>> start
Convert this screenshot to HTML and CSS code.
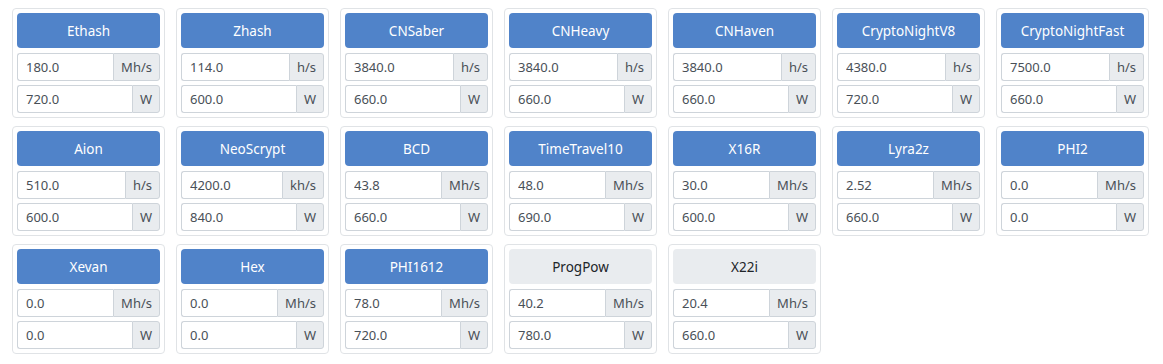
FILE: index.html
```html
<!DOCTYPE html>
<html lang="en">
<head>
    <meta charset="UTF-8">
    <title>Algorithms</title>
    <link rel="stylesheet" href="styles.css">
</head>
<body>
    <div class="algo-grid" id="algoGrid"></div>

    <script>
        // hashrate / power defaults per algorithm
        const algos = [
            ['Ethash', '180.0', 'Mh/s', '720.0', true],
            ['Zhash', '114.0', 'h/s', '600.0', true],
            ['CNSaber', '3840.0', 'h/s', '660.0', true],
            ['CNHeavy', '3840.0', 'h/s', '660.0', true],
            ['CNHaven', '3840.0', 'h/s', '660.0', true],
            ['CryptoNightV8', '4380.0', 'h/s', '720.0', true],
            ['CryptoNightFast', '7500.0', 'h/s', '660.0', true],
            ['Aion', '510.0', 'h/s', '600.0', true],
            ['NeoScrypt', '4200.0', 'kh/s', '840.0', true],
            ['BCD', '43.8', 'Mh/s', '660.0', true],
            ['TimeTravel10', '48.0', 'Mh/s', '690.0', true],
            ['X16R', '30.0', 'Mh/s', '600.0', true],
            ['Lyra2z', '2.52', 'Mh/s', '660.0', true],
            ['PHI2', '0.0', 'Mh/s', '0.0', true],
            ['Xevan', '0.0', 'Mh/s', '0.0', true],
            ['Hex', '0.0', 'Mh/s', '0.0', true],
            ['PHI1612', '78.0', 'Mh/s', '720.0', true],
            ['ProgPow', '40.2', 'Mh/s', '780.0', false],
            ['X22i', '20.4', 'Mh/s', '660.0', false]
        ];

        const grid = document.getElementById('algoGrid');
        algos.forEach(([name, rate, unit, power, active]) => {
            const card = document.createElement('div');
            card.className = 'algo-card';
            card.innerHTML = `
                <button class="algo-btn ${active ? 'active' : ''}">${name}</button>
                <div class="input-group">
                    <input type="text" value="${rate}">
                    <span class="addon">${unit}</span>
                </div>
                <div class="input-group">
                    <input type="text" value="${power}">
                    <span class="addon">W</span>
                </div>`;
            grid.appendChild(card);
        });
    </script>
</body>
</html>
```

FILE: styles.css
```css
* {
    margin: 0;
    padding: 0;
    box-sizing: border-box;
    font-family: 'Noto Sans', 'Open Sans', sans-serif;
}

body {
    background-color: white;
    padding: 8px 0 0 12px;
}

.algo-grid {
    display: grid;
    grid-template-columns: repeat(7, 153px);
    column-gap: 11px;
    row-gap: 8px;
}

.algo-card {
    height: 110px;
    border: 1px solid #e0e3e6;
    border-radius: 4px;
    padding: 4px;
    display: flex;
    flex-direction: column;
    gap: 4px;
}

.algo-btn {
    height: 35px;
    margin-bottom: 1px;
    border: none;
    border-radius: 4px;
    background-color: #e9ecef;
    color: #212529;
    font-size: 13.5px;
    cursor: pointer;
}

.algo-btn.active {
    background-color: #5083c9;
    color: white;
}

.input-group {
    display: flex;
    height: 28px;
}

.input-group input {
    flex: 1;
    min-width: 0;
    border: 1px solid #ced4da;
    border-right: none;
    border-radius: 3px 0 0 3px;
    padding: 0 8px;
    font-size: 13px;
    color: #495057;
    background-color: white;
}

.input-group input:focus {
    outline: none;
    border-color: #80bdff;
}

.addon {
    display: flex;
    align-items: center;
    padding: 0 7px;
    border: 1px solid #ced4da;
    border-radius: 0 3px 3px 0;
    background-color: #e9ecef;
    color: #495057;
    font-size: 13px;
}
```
>> end
>> start
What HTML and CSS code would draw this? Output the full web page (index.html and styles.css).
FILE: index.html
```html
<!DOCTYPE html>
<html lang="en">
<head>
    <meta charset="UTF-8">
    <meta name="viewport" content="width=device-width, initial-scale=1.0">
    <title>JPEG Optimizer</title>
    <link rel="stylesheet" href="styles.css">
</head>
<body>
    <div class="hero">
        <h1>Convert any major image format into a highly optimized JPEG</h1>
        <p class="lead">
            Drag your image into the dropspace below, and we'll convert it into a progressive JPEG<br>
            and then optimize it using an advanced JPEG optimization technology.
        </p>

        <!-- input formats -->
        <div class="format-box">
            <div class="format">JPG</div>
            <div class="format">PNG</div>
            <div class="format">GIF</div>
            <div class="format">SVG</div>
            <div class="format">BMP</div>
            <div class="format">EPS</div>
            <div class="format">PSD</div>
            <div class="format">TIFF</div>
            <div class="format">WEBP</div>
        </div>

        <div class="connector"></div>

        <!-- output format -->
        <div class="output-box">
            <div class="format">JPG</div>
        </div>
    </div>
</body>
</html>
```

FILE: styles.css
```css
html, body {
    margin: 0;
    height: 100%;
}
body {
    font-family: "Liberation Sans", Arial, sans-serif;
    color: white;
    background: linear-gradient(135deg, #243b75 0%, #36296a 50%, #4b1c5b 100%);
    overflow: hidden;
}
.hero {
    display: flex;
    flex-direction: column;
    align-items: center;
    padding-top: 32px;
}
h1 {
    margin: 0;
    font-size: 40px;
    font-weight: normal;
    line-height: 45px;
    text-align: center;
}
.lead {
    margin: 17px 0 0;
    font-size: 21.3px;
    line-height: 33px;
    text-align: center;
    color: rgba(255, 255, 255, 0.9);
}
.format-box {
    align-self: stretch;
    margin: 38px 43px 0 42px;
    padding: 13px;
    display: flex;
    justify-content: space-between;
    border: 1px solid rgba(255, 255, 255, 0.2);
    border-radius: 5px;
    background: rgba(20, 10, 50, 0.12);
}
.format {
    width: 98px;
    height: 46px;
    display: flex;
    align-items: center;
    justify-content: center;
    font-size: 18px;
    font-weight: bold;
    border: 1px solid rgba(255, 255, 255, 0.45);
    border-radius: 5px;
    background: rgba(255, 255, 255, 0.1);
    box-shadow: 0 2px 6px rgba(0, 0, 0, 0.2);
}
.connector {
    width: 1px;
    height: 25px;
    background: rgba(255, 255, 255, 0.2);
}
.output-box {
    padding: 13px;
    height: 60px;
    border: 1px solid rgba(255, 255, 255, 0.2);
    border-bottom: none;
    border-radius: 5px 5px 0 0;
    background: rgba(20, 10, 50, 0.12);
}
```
>> end
EXERCISE >> Across the entries, how many lines contain "code"? Reply with the number only.

REPLY >> 2